I guess using BTRFS_IOC_TRANS_START and BTRFS_IOC_TRANS_END would be one
way to reduce the cow overhead, but those are dangerous wrt. to ENOSPC
and there have been discussions about removing them.
Best would be if there were delayed metadata, where metadata is handled
the same as delayed allocations and data changes, i.e. commit on fsync,
commit interval or fssync. I assumed this was already the case...

Please correct me if I got this wrong.

Regards,
Martin Raiber

Re: Regarding handling of file renames in Btrfs

[Qu Wenruo]

On 2017年09月10日 22:32, Rohan Kadekodi wrote:
> Thank you for the prompt and elaborate answers! However, I think I was
> unclear in my questions, and I apologize for the confusion.
> 
> What I meant was that for a file rename, when I check the blktrace
> output, there are 2 writes of 256KB each starting from byte number:
> 13373440
> 
> When I check btrfs-debug-tree, I see that the following items are related to it:
> 
> 1) root tree:
>       key (256 EXTENT_DATA 0) itemoff 13649 itemsize 53
>       extent data disk byte 13373440 nr 262144
>       extent data offset 0 nr 262144 ram 262144
>       extent compression 0
> 
> 2) extent tree:
>       key (13373440 EXTENT_ITEM 262144) itemoff 15040 itemsize 53
>       extent refs 1 gen 12 flags DATA
>       extent data backref root 1 objectid 256 offset 0 count 1
> 
> So this means that the extent allocated to the root folder (mount
> point) is getting written twice right? Here I am not talking about any
> metadata, but the data in the extent allocated to the root folder,
> that is inode number 256.

Such extent data is used by free space cache.

If using nospace_cache or space_cache=v2 mount option, there will no 
such thing.

Free space cache is used for recording free and used space for each 
chunk (or block group, which is mostly the same thing).
Since CoW happens for metadata chunk, its used/free space mapping get 
modified and then free space cache will also be updated.

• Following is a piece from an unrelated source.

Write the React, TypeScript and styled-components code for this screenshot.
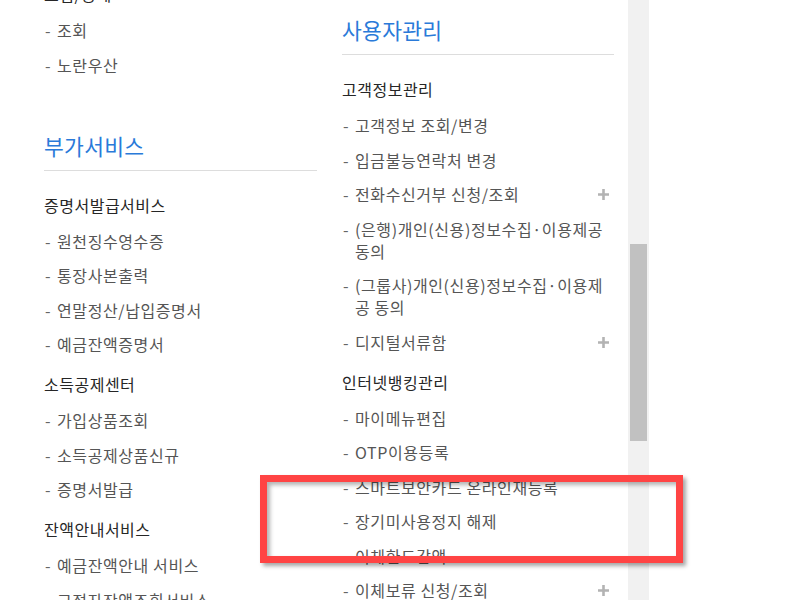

BTW, some term usage difference makes me a little confused.
Personally speaking, we call root 1 "tree root" or "root tree", not root 
directory.
As in fact such tree doesn't contain any real file/directory.
> 
> When I was analyzing the code, I saw that these writes happened from
> btrfs_start_dirty_block_groups() which is in
> btrfs_commit_transaction(). This is the same thing that is getting
> written on a filesystem commit.
> 
> So my questions were:
> 1) Why are there 2 256KB writes happening during a filesystem commit
> to the same location instead of just 1? Also, what exactly is written
> in the root folder of the file system? Again, I am talking about the
> data held in the extent allocated inode 256 and not about any metadata
> or any tree.

As stated above, EXTENT_DATA in root tree is for space cache (v1).
Which uses NoCOW file extent as file to record free space.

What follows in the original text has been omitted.